── Collected material
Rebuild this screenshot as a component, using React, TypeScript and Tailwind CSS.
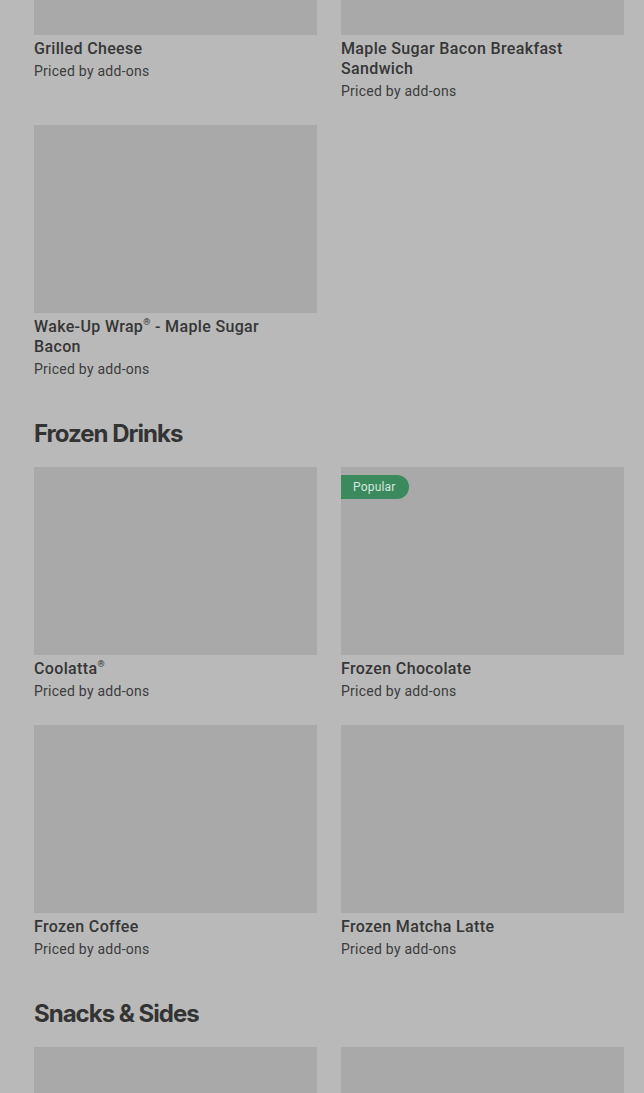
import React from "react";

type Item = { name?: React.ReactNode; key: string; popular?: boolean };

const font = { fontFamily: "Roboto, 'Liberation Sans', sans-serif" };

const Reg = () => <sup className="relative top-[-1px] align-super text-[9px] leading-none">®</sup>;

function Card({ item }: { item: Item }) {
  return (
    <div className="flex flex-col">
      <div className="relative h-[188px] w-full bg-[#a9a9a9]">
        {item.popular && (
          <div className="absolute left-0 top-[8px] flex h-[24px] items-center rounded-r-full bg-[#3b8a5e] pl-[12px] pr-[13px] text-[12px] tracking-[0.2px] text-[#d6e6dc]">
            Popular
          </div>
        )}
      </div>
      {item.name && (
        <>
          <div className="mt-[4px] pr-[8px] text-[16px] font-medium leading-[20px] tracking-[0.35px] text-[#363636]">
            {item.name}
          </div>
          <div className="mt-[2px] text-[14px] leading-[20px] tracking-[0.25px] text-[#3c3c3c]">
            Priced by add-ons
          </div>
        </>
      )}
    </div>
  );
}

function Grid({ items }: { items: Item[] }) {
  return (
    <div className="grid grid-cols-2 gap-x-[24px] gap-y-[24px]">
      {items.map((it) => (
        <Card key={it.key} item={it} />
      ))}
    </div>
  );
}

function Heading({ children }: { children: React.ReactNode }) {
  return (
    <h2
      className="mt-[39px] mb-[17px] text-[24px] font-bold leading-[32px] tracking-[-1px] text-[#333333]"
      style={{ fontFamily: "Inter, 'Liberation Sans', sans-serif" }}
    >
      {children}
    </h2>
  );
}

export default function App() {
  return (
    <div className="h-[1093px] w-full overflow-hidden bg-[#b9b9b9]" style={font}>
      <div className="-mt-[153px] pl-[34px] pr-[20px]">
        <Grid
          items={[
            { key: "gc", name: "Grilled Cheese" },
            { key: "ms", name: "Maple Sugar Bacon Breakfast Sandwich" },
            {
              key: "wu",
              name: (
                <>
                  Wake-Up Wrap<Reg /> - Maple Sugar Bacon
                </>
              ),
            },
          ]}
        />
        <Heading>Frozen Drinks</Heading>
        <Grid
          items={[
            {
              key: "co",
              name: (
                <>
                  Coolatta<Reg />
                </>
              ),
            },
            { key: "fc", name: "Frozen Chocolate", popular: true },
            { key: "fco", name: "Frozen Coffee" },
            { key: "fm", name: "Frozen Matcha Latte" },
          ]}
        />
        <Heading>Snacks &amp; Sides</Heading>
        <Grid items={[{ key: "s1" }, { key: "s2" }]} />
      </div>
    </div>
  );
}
────
Your task is to reproduce exactly the lines from the start of the data above through the line containing "const Reg = ()", leaving every picture out.

Result for this exercise:
Rebuild this screenshot as a component, using React, TypeScript and Tailwind CSS.
import React from "react";

type Item = { name?: React.ReactNode; key: string; popular?: boolean };

const font = { fontFamily: "Roboto, 'Liberation Sans', sans-serif" };

const Reg = () => <sup className="relative top-[-1px] align-super text-[9px] leading-none">®</sup>;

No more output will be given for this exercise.